# Records supplied
◇ ◇ ◇

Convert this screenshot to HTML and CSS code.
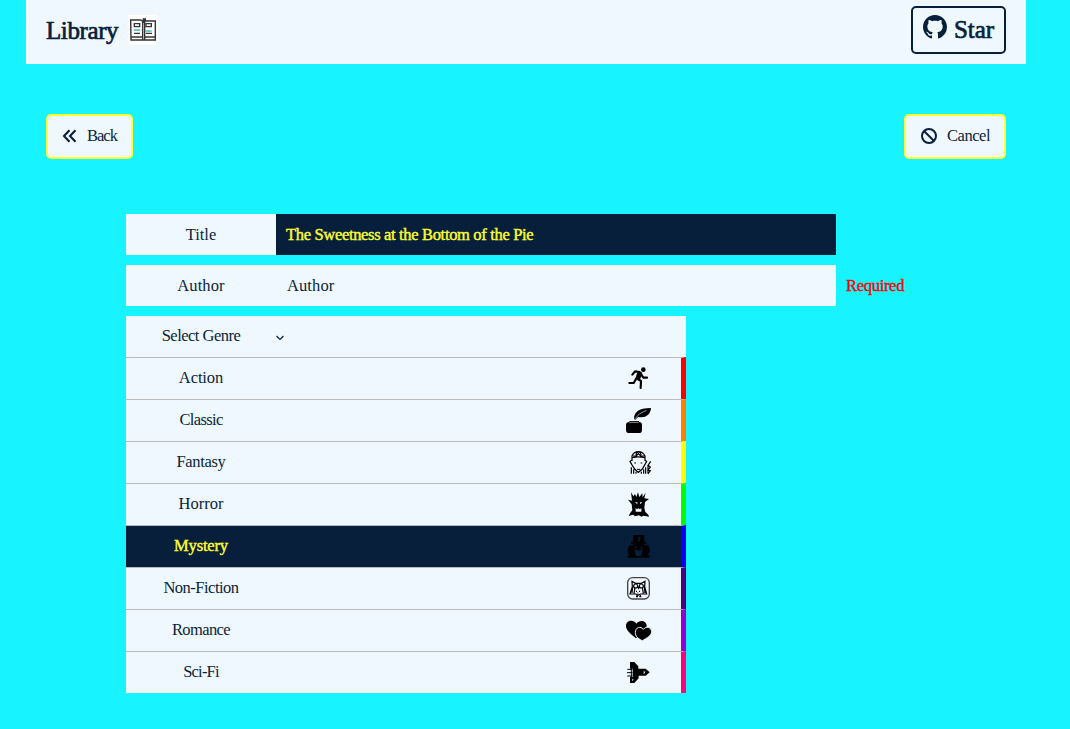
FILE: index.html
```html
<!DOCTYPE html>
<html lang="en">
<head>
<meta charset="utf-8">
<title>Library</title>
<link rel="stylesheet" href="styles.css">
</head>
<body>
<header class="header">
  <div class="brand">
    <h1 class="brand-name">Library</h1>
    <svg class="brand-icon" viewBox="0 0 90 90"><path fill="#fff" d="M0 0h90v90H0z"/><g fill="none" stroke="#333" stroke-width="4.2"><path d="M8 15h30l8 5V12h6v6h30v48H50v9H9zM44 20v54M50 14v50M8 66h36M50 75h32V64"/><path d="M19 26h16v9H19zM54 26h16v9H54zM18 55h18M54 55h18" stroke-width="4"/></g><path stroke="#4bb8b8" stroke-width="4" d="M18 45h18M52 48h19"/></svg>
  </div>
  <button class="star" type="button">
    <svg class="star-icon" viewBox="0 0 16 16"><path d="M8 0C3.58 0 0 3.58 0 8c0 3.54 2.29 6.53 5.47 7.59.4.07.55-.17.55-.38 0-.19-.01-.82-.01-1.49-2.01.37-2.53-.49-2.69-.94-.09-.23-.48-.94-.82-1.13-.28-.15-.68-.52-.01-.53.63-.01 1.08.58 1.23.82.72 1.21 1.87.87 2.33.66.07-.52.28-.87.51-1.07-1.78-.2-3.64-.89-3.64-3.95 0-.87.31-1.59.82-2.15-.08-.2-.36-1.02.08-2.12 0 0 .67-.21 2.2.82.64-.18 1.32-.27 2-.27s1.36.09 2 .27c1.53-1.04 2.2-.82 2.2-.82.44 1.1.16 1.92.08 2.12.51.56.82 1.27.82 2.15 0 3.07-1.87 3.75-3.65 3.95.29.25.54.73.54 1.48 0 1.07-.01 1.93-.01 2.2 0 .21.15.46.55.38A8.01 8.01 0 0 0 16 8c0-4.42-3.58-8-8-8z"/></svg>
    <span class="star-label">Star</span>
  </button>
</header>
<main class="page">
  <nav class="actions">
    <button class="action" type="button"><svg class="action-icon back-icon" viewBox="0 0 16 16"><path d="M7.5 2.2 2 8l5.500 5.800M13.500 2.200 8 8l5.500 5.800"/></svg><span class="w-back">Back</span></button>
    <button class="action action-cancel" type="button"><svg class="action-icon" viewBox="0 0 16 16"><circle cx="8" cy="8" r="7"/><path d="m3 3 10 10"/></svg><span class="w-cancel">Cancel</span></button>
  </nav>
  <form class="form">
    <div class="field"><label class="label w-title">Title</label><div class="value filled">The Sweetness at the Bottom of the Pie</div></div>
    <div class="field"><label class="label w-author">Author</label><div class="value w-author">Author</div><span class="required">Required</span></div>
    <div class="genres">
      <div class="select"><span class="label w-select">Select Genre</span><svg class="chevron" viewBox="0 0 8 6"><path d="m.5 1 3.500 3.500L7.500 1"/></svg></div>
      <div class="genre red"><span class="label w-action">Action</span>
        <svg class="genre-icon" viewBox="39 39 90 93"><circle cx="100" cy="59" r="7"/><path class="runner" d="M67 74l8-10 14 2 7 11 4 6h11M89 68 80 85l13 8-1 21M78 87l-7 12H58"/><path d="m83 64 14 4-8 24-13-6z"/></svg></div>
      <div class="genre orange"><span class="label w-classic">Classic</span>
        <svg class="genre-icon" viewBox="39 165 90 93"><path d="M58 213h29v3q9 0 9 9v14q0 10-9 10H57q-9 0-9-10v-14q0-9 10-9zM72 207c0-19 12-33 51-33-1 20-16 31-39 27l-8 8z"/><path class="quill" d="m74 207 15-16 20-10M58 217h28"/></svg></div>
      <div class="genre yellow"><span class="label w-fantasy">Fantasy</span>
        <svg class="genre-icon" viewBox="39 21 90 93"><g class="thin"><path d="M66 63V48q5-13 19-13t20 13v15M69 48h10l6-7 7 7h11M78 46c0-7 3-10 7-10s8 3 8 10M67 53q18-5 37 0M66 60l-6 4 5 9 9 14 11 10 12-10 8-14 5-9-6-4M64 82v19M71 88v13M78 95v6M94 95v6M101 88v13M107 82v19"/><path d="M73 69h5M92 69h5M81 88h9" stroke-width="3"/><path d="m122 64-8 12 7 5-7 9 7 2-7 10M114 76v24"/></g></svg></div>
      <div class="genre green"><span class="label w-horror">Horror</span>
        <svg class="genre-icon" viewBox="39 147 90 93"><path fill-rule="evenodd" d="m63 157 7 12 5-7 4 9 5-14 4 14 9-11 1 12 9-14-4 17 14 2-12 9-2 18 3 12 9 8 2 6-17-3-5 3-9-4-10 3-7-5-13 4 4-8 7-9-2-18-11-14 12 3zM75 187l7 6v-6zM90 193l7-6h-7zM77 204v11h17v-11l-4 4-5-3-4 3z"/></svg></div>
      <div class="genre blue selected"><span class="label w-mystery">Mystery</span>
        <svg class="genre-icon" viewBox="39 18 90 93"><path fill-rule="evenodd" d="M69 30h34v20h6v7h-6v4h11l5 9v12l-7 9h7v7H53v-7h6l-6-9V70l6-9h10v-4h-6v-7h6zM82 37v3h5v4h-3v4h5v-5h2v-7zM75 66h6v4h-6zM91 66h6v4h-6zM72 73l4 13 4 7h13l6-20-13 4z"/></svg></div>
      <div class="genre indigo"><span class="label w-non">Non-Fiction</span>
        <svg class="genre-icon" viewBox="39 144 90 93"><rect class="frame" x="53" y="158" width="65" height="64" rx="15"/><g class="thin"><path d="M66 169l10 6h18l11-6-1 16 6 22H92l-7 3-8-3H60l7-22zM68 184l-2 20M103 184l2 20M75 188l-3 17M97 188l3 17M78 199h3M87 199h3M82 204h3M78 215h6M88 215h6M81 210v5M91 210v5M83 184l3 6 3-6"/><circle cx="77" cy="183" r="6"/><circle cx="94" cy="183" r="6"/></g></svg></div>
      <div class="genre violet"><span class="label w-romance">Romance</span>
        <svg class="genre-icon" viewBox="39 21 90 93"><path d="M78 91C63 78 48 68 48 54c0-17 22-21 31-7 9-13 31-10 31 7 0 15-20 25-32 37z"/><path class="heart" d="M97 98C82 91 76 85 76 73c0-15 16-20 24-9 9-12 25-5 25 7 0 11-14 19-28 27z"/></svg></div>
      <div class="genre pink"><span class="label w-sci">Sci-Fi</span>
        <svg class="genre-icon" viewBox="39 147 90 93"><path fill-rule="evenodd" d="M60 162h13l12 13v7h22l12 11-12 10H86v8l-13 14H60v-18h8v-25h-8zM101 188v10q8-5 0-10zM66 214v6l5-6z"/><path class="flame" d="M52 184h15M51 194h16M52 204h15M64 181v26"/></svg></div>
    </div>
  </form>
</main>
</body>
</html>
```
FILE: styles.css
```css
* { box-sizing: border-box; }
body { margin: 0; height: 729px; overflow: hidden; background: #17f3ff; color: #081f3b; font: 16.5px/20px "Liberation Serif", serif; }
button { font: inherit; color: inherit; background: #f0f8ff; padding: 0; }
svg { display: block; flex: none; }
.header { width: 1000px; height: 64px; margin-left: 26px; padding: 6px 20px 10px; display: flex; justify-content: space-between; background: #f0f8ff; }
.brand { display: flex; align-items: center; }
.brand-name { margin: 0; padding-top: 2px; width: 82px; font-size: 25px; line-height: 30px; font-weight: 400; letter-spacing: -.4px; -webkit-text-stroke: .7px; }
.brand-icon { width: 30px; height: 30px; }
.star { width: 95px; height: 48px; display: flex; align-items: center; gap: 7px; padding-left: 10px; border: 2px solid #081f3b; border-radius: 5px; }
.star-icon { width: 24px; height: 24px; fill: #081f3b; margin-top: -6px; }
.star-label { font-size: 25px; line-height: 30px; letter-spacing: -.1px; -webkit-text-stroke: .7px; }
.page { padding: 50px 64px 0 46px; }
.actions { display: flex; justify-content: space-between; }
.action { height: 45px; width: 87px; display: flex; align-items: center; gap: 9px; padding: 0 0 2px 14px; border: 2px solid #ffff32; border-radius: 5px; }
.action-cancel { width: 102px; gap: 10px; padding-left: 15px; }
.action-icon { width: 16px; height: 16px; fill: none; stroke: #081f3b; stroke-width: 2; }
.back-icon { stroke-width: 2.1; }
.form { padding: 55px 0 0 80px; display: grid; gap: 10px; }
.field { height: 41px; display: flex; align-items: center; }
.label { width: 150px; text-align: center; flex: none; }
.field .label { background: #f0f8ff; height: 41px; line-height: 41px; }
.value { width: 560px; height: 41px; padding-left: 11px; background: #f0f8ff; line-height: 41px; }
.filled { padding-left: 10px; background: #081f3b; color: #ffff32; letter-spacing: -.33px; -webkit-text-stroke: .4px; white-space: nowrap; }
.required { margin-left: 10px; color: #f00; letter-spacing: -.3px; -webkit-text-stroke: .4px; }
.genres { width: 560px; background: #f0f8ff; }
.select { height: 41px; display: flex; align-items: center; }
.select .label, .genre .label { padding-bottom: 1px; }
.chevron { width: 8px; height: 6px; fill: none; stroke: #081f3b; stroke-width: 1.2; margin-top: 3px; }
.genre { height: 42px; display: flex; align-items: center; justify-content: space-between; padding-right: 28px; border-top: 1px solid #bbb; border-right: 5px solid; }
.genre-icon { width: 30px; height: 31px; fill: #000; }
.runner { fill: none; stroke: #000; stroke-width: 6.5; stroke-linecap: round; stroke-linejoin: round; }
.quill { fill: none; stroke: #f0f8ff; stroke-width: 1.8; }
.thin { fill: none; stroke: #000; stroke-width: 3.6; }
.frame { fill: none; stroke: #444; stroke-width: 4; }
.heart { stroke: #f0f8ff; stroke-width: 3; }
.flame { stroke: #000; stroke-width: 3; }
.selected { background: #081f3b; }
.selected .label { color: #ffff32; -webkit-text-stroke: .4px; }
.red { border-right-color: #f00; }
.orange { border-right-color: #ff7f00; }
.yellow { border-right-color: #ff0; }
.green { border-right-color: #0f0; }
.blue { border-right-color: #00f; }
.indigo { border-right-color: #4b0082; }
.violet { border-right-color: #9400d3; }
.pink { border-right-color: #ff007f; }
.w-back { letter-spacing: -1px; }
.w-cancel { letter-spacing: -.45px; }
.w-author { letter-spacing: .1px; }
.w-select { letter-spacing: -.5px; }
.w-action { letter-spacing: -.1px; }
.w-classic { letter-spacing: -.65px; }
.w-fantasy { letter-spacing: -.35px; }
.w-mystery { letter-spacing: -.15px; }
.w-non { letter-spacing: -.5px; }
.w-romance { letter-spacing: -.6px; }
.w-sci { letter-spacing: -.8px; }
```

◇ ◇ ◇

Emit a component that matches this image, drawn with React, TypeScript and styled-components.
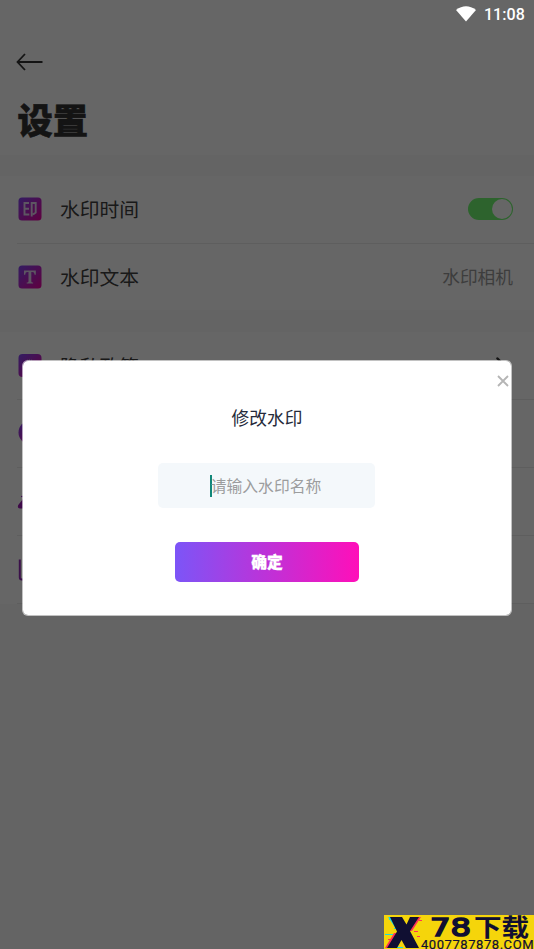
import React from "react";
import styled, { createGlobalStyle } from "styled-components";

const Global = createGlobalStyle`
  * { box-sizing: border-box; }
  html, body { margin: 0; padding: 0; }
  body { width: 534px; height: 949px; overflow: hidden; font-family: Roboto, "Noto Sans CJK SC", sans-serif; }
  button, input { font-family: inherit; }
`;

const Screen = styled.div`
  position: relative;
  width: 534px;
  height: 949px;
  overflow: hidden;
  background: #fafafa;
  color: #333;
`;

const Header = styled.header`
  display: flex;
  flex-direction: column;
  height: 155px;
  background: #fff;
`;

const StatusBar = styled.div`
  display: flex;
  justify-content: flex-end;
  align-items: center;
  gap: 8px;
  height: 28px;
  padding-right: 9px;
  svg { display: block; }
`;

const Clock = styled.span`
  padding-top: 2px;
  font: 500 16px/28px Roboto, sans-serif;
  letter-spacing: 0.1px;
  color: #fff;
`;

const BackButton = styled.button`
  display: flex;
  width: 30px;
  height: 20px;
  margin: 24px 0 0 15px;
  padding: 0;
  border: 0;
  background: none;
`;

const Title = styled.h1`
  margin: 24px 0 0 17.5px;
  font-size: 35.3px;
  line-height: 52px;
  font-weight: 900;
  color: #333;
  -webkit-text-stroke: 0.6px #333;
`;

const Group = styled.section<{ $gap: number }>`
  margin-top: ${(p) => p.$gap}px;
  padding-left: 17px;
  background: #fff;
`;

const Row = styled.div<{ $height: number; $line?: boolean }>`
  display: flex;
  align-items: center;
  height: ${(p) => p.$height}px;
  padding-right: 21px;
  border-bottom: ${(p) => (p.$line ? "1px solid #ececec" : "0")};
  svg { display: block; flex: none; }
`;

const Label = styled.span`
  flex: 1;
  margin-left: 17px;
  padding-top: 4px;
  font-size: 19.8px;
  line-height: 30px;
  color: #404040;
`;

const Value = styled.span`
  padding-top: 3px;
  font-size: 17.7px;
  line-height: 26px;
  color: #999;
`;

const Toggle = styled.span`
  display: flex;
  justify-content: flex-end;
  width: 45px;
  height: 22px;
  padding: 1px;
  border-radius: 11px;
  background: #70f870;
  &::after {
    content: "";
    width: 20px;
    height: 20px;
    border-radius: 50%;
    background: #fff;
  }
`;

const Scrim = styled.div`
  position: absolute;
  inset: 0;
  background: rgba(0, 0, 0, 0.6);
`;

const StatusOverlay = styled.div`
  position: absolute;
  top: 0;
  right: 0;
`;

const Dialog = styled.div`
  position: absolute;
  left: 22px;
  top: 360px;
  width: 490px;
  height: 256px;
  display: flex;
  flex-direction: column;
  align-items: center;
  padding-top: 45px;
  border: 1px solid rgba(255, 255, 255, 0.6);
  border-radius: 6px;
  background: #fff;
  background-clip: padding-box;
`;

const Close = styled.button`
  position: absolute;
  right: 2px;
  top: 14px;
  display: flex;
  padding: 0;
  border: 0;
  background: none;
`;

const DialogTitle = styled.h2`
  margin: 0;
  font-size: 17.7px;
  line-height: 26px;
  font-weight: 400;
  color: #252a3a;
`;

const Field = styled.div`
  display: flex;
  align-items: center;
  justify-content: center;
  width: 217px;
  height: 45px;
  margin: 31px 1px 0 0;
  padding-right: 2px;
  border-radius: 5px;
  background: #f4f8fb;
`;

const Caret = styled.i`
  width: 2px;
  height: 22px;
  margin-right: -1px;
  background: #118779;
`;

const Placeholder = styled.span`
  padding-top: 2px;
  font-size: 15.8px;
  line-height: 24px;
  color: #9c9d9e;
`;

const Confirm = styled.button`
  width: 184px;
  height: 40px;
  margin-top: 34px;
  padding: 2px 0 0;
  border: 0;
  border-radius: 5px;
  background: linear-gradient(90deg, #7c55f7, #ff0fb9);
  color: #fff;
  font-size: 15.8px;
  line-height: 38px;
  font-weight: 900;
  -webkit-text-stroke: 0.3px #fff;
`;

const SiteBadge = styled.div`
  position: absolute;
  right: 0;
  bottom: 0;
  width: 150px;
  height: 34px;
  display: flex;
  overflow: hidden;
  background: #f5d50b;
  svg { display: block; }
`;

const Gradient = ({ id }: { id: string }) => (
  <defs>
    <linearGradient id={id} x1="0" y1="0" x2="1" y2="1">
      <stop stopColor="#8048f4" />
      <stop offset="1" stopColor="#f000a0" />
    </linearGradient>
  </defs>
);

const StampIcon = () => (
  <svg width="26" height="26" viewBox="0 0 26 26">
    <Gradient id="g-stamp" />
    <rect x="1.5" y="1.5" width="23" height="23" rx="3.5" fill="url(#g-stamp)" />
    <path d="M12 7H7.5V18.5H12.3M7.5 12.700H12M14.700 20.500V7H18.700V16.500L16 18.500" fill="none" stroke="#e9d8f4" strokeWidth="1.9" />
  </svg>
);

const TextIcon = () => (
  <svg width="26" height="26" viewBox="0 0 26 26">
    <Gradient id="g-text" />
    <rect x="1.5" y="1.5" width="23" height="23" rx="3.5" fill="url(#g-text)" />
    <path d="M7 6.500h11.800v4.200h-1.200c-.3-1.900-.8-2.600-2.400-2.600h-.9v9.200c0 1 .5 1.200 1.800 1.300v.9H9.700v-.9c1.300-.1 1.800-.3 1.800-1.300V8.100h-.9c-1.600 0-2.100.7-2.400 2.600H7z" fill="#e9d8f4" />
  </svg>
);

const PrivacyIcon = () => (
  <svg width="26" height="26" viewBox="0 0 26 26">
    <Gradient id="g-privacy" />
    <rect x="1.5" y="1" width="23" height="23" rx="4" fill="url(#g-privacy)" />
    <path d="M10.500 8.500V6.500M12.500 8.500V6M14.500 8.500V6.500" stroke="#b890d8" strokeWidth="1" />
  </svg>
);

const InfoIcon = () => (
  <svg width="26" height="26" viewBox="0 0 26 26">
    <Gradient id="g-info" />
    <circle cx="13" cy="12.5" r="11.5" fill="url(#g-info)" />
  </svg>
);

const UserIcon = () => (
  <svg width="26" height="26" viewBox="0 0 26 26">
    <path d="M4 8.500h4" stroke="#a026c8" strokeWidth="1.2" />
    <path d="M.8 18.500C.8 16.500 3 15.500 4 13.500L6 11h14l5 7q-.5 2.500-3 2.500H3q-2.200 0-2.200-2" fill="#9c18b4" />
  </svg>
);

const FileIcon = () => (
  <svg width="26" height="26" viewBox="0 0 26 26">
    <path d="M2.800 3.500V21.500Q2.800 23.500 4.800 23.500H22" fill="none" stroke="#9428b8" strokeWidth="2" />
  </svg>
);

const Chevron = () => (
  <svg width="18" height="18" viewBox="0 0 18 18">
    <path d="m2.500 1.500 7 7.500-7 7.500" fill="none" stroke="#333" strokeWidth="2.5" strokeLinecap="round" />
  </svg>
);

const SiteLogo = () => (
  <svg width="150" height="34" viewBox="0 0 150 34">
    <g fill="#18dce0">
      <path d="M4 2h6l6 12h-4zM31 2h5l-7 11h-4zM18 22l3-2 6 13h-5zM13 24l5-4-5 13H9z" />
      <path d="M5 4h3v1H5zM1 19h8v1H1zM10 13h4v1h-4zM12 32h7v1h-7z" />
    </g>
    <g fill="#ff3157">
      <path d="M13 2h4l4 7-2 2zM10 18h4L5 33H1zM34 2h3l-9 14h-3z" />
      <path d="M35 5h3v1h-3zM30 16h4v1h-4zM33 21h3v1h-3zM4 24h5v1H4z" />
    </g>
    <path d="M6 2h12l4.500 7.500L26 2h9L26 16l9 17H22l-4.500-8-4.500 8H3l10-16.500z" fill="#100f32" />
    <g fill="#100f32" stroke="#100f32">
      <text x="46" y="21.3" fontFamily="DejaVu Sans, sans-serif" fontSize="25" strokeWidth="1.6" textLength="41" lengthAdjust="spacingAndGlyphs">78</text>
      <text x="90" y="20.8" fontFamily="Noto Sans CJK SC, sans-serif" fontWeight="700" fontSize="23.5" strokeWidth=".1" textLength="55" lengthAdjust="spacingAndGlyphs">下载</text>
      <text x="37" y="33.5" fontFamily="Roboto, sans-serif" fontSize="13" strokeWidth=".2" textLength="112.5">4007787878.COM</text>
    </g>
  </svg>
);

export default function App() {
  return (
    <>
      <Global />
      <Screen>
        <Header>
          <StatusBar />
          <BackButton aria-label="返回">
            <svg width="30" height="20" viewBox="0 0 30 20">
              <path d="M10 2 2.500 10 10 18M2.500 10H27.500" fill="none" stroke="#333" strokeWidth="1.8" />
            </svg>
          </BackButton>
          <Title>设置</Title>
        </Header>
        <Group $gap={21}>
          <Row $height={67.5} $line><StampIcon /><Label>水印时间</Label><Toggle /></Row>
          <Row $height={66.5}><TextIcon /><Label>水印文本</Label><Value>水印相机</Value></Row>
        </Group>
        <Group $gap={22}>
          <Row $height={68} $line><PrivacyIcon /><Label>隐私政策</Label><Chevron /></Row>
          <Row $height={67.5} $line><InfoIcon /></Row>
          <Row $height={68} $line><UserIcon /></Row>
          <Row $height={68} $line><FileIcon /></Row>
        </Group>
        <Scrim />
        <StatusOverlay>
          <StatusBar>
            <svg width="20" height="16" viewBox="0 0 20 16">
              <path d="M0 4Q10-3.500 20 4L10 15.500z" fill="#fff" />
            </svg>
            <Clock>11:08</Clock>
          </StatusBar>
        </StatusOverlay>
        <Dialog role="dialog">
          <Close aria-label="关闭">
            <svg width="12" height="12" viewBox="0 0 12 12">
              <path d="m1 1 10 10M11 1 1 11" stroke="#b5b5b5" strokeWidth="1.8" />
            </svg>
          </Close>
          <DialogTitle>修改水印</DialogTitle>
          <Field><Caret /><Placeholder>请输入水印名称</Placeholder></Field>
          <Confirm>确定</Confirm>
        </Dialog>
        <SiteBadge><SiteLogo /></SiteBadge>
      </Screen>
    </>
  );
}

◇ ◇ ◇

# Written problem
Go through the records above and copy every line with the word "React".

# Output
Emit a component that matches this image, drawn with React, TypeScript and styled-components.
import React from "react";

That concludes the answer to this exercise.